Cette innovation permet ainsi aux PME de transformation de karité de réduire de manière conséquente leurs dépenses en énergies grâce à l’utilisation des déchets générés, de réduire leur empreinte environnementale en limitant la déforestation, la pollution des sols et améliorant l’incidence environnementale, et voir leur capacité de torréfaction augmenter. Le torréfacteur BioStar réalise en effet des cycles de 12 min environ, pendant lesquelles il est capable de torréfier 150 kg d’amandes par cycle, alors même qu’un torréfacteur traditionnel va torréfier en moyenne 90 kg d’amandes en 30/40 min.

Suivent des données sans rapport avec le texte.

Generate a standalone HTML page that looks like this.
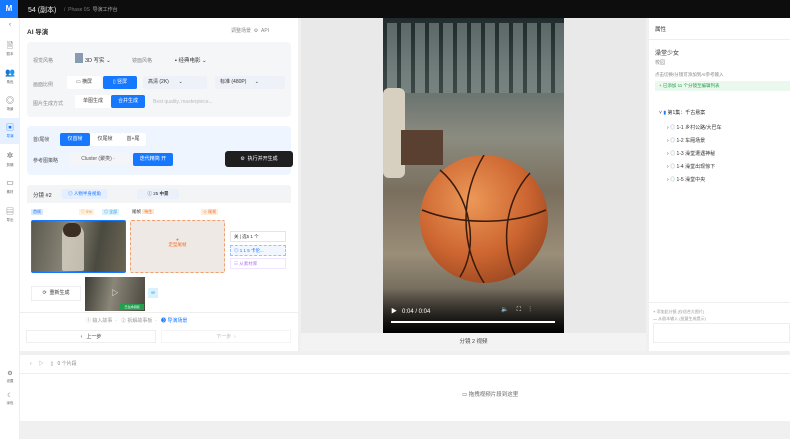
<!DOCTYPE html><html><head><meta charset="utf-8"><style>
*{box-sizing:border-box;margin:0;padding:0}
body{width:790px;height:421px;overflow:hidden;background:#f0f0f0;font-family:"Liberation Sans","Noto Sans CJK SC",sans-serif;font-size:6px;color:#333;position:relative}
.a{position:absolute}
.top{left:0;top:0;width:790px;height:18px;background:#0d0d0d;color:#ddd}
.side{left:0;top:0;width:20px;height:421px;background:#fff;border-right:1px solid #eee}
.lbl{font-size:3.5px;color:#666;text-align:center;width:20px}
.btn{position:absolute;border-radius:2px;font-size:5px;line-height:13px;height:13px;text-align:center}
.blue{background:#1677ff;color:#fff}
.wh{background:#fff;color:#444}
.gr{color:#888;font-size:5px}
</style></head><body>
<div class="a top">
 <div class="a" style="left:0;top:0;width:18px;height:18px;background:#1677ff;color:#fff;font-weight:bold;font-size:8px;line-height:18px;text-align:center">M</div>
 <div class="a" style="left:28px;top:5px;font-size:7px;color:#eee">54 (副本)</div>
 <div class="a" style="left:64px;top:6px;font-size:5px;color:#777">/ &nbsp;Phase 0S &nbsp;<span style="color:#aaa">导演工作台</span></div>
</div>
<div class="a side" style="top:18px">
 <div class="a lbl" style="top:4px;font-size:6px">‹</div>
 <div class="a lbl" style="top:22px;font-size:8px">🗎</div><div class="a lbl" style="top:34px">剧本</div>
 <div class="a lbl" style="top:50px;font-size:8px">👥</div><div class="a lbl" style="top:62px">角色</div>
 <div class="a lbl" style="top:77px;font-size:8px">◎</div><div class="a lbl" style="top:89px">场景</div>
 <div class="a" style="left:0;top:100px;width:20px;height:26px;background:#e6f0ff"></div>
 <div class="a lbl" style="top:104px;font-size:8px;color:#1677ff">▣</div><div class="a lbl" style="top:116px;color:#1677ff">导演</div>
 <div class="a lbl" style="top:133px;font-size:8px">✲</div><div class="a lbl" style="top:145px">剪辑</div>
 <div class="a lbl" style="top:160px;font-size:8px">▭</div><div class="a lbl" style="top:172px">素材</div>
 <div class="a lbl" style="top:188px;font-size:8px">▤</div><div class="a lbl" style="top:200px">导出</div>
 <div class="a lbl" style="top:352px;font-size:6px">⚙</div><div class="a lbl" style="top:361px">设置</div>
 <div class="a lbl" style="top:374px;font-size:6px">☾</div><div class="a lbl" style="top:383px">深色</div>
</div>
<!-- left panel -->
<div class="a" style="left:20px;top:18px;width:278px;height:333px;background:#fff">
 <div class="a" style="left:7px;top:8px;font-size:6.5px;font-weight:bold">AI 导演</div>
 <div class="a gr" style="left:211px;top:9px">调整场景 &nbsp;⚙ &nbsp;API</div>
 <div class="a" style="left:7px;top:24px;width:264px;height:75px;background:#f5f6f8;border-radius:4px">
  <div class="a gr" style="left:6px;top:15px">视觉风格</div>
  <div class="a" style="left:48px;top:11px;width:8px;height:10px;background:#8a9ab0"></div>
  <div class="a" style="left:58px;top:14px;font-size:5.5px">3D 写实 ⌄</div>
  <div class="a gr" style="left:105px;top:15px">镜面风格</div>
  <div class="a" style="left:148px;top:14px;font-size:5.5px">▪ 经典电影 ⌄</div>
  <div class="a gr" style="left:6px;top:39px">画面比例</div>
  <div class="btn wh" style="left:40px;top:34px;width:34px">▭ 横屏</div>
  <div class="btn blue" style="left:76px;top:34px;width:34px">▯ 竖屏</div>
  <div class="btn" style="left:116px;top:34px;width:64px;text-align:left;padding-left:5px;background:#eef2f8">高清 (2K) &nbsp; &nbsp; &nbsp; ⌄</div>
  <div class="btn" style="left:188px;top:34px;width:70px;text-align:left;padding-left:5px;background:#eef2f8">标准 (480P) &nbsp; &nbsp; &nbsp;⌄</div>
  <div class="a gr" style="left:6px;top:58px">图片生成方式</div>
  <div class="btn wh" style="left:48px;top:53px;width:36px">单图生成</div>
  <div class="btn blue" style="left:84px;top:53px;width:34px">合并生成</div>
  <div class="a" style="left:126px;top:57px;font-size:5px;color:#bbb">Best quality, masterpiece...</div>
 </div>
 <div class="a" style="left:7px;top:108px;width:264px;height:49px;background:#eef5ff;border-radius:4px">
  <div class="a gr" style="left:6px;top:10px;color:#555">首/尾帧</div>
  <div class="btn blue" style="left:33px;top:7px;width:30px">仅首帧</div>
  <div class="btn wh" style="left:63px;top:7px;width:30px">仅尾帧</div>
  <div class="btn wh" style="left:93px;top:7px;width:26px">首+尾</div>
  <div class="a gr" style="left:6px;top:31px;color:#555">参考图策略</div>
  <div class="btn" style="left:40px;top:27px;width:62px;background:#f3f5f8;color:#555">Cluster (聚类) ·</div>
  <div class="btn blue" style="left:106px;top:27px;width:40px">迭代精简 开</div>
  <div class="btn" style="left:198px;top:25px;width:68px;height:16px;line-height:16px;background:#1f1f1f;color:#fff;border-radius:3px">⚙ &nbsp;执行并开生成</div>
 </div>
 <div class="a" style="left:7px;top:167px;width:264px;height:18px;background:#f3f4f6;border-radius:3px 3px 0 0">
  <div class="a" style="left:6px;top:6px;font-size:5.5px">分镜 #2</div>
  <div class="a" style="left:35px;top:4px;width:45px;height:10px;background:#e6efff;color:#1677ff;font-size:4.5px;line-height:10px;text-align:center">◎ 人物半身视角</div>
  <div class="a" style="left:110px;top:4px;width:42px;height:10px;background:#eaf1fb;font-size:4.5px;line-height:10px;text-align:center">ⓘ 25 <b>中景</b></div>
 </div>
 <div class="a" style="left:11px;top:191px;font-size:4px;background:#dceaff;color:#1677ff;padding:0 2px">首帧</div>
 <div class="a" style="left:59px;top:191px;font-size:4px;background:#fff1e0;color:#e88a2d;padding:0 2px">♡ 5%</div>
 <div class="a" style="left:82px;top:191px;font-size:4px;background:#dff3ff;color:#2a9fd6;padding:0 2px">◎ 全部</div>
 <div class="a" style="left:112px;top:191px;font-size:4.5px">尾帧 <span style="background:#ffe7d6;color:#f07030;padding:0 2px;font-size:4px">待生</span></div>
 <div class="a" style="left:181px;top:191px;font-size:4px;background:#ffeede;color:#f07030;padding:0 2px">☆ 尾帧</div>
 <div class="a" style="left:11px;top:202px;width:95px;height:53px;border:1px solid #1677ff;border-radius:2px;background:linear-gradient(100deg,#5c5a50,#8a8777 40%,#4b4a40 70%,#6a6554);overflow:hidden">
  <div class="a" style="left:30px;top:4px;width:22px;height:46px;background:#d8d2c4;border-radius:9px 9px 2px 2px;opacity:.8"></div>
  <div class="a" style="left:31px;top:2px;width:18px;height:14px;background:#3d2e24;border-radius:8px"></div>
 </div>
 <div class="a" style="left:110px;top:202px;width:95px;height:53px;border:1px dashed #f0a070;border-radius:2px;background:#efe9e5;color:#f07030;font-size:4.5px;text-align:center;padding-top:16px">●<br>定型尾帧</div>
 <div class="a" style="left:210px;top:213px;width:56px;height:11px;border:1px solid #e5e5e5;font-size:4.5px;line-height:10px;padding-left:3px">关 | 选5 1 个</div>
 <div class="a" style="left:210px;top:227px;width:56px;height:11px;border:1px dashed #9bc1ff;background:#f2f7ff;color:#1677ff;font-size:4.5px;line-height:10px;padding-left:3px">◎ 1 1 5 卡伦...</div>
 <div class="a" style="left:210px;top:240px;width:56px;height:11px;border:1px solid #f0e6ff;color:#b57bf0;font-size:4.5px;line-height:10px;padding-left:3px">☷ 从素材库</div>
 <div class="a" style="left:11px;top:268px;width:50px;height:15px;border:1px solid #eee;font-size:5px;line-height:13px;text-align:center">⟳ &nbsp;重新生成</div>
 <div class="a" style="left:65px;top:259px;width:60px;height:34px;background:linear-gradient(100deg,#3e3c35,#8a8678 45%,#4a473e);color:#fff;font-size:7px;text-align:center;line-height:34px">▷</div>
 <div class="a" style="left:100px;top:286px;width:24px;height:6px;background:#22a050;color:#fff;font-size:3px;line-height:6px;text-align:center">已生成视频</div>
 <div class="a" style="left:128px;top:270px;width:10px;height:10px;background:#d9f1fb;color:#1677ff;font-size:5px;line-height:10px;text-align:center">∞</div>
 <div class="a" style="left:0;top:294px;width:278px;height:1px;background:#eee"></div>
 <div class="a gr" style="left:66px;top:299px;color:#999">① 输入故事 &nbsp;· &nbsp; ② 拆解故事板 &nbsp;· &nbsp; <span style="color:#1677ff">❸ 导演场景</span></div>
 <div class="a" style="left:6px;top:312px;width:130px;height:13px;border:1px solid #eee;font-size:5px;line-height:12px;text-align:center">‹ &nbsp; 上一步</div>
 <div class="a" style="left:141px;top:312px;width:130px;height:13px;border:1px solid #f4f4f4;font-size:5px;line-height:12px;text-align:center;color:#bbb">下一步 &nbsp;›</div>
</div>
<!-- middle -->
<div class="a" style="left:301px;top:18px;width:345px;height:333px;background:#e9e9e9">
 <div class="a" style="left:0;top:315px;width:345px;height:18px;background:#f3f3f3;font-size:5.5px;text-align:center;line-height:18px;color:#444">分镜 2 视频</div>
 <div class="a" style="left:82px;top:0;width:181px;height:315px;background:linear-gradient(180deg,#1f2a2c 0%,#5d6a68 18%,#8b8c80 38%,#7a6f5e 55%,#9a8e78 75%,#4a463f 100%);overflow:hidden">
  <div class="a" style="left:0;top:5px;width:181px;height:70px;background:repeating-linear-gradient(90deg,#1e2829 0 4px,#7f8d8b 4px 14px);opacity:.6"></div>
  <div class="a" style="left:0;top:70px;width:22px;height:90px;background:#d7cfbf;border-radius:6px"></div>
  <div class="a" style="left:18px;top:112px;width:42px;height:35px;background:#5a4030"></div>
  <div class="a" style="left:37px;top:137px;width:128px;height:128px;border-radius:50%;background:radial-gradient(circle at 40% 35%,#ec9858,#cc6530 50%,#7a3418 100%)"></div>
  <svg class="a" style="left:37px;top:137px" width="128" height="128"><g fill="none" stroke="#3a1a0a" stroke-width="1.5"><path d="M64 0 C40 40 40 90 64 128"/><path d="M2 55 C40 70 90 70 126 55"/><path d="M20 15 C50 40 60 90 40 122"/><path d="M110 18 C85 45 80 90 95 120"/></g></svg>
  <div class="a" style="left:0;top:270px;width:181px;height:45px;background:linear-gradient(180deg,transparent,#000)"></div>
  <div class="a" style="left:8px;top:288px;color:#fff;font-size:6px">▶ &nbsp; 0:04 / 0:04</div>
  <div class="a" style="left:118px;top:288px;color:#fff;font-size:6px">🔈 &nbsp; &nbsp; ⛶ &nbsp; &nbsp; ⋮</div>
  <div class="a" style="left:8px;top:303px;width:164px;height:1.5px;background:#fff"></div>
 </div>
</div>
<!-- right -->
<div class="a" style="left:649px;top:18px;width:141px;height:333px;background:#fff">
 <div class="a" style="left:6px;top:7px;font-size:5.5px">属性</div>
 <div class="a" style="left:0;top:21px;width:141px;height:1px;background:#eee"></div>
 <div class="a" style="left:6px;top:30px;font-size:6px">澡堂少女</div>
 <div class="a gr" style="left:6px;top:41px">校园</div>
 <div class="a gr" style="left:6px;top:54px;font-size:4.5px">点击切换/分镜可添加到AI参考输入</div>
 <div class="a" style="left:6px;top:63px;width:135px;height:10px;background:#eaf8ee;color:#28a050;font-size:4.5px;line-height:10px;padding-left:4px">+ 已添加 11 个分镜至编辑列表</div>
 <div class="a" style="left:10px;top:91px;font-size:5px">˅ <span style="color:#1677ff">▮</span> 第1集：千古悬案</div>
 <div class="a" style="left:18px;top:104px;font-size:5px;line-height:13px">› <span style="color:#8ab">◎</span> 1-1 乡村公路/大巴车<br>› <span style="color:#8ab">◎</span> 1-2 车厢场景<br>› <span style="color:#8ab">◎</span> 1-3 澡堂遭遇神秘<br>› <span style="color:#8ab">◎</span> 1-4 澡堂出现惊下<br>› <span style="color:#8ab">◎</span> 1-5 澡堂中央</div>
 <div class="a" style="left:0;top:284px;width:141px;height:1px;background:#eee"></div>
 <div class="a" style="left:4px;top:290px;font-size:4px;color:#999;line-height:7px"><span style="color:#28a050">+</span> 添加此分镜 (仅适合大图片)<br><span style="color:#1677ff">—</span> 从剧本输入 (批量生成提示)</div>
 <div class="a" style="left:4px;top:305px;width:137px;height:20px;border:1px solid #eee"></div>
</div>
<!-- bottom -->
<div class="a" style="left:20px;top:355px;width:770px;height:66px;background:#fff">
 <div class="a" style="left:0;top:0;width:770px;height:19px;border-bottom:1px solid #eee;font-size:5px;color:#888;line-height:19px;padding-left:10px">‹ &nbsp; &nbsp; ▷ &nbsp; &nbsp; ▯ &nbsp; 0 个片段</div>
 <div class="a" style="left:442px;top:35px;font-size:5.5px;color:#666">▭ 拖拽视频片段到这里</div>
</div>
</body></html>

Torréfacteur d’amandes de karité utilisant la boue de barattage comme combustible, installé au sein d’une PME pilote à Ouagadougou – Burkina Faso © BioStar – Alexandre Parfait SANOU

Le torréfacteur de Ouagadougou – Burkina Faso © BioStar – Alexandre Parfait SANOU
Autant de solutions techniques, imaginées pour être adaptées aux besoins et aux contraintes des PME, et qui utilisent les résidus d’entreprises agroalimentaires pour produire, en circuit court, de l’énergie, sous forme de chaleur, de force motrice ou d’électricité. En exploitant les résidus agricoles pour la production d’énergie, le projet BioStar propose ainsi des solutions durables, économiques et respectueuses de l’environnement. La réussite des prototypes de séchoir à mangues et de torréfacteur d’amandes de karité témoigne de l’efficacité de cette approche collaborative pour stimuler le développement d’un secteur bioénergie en Afrique l’Ouest.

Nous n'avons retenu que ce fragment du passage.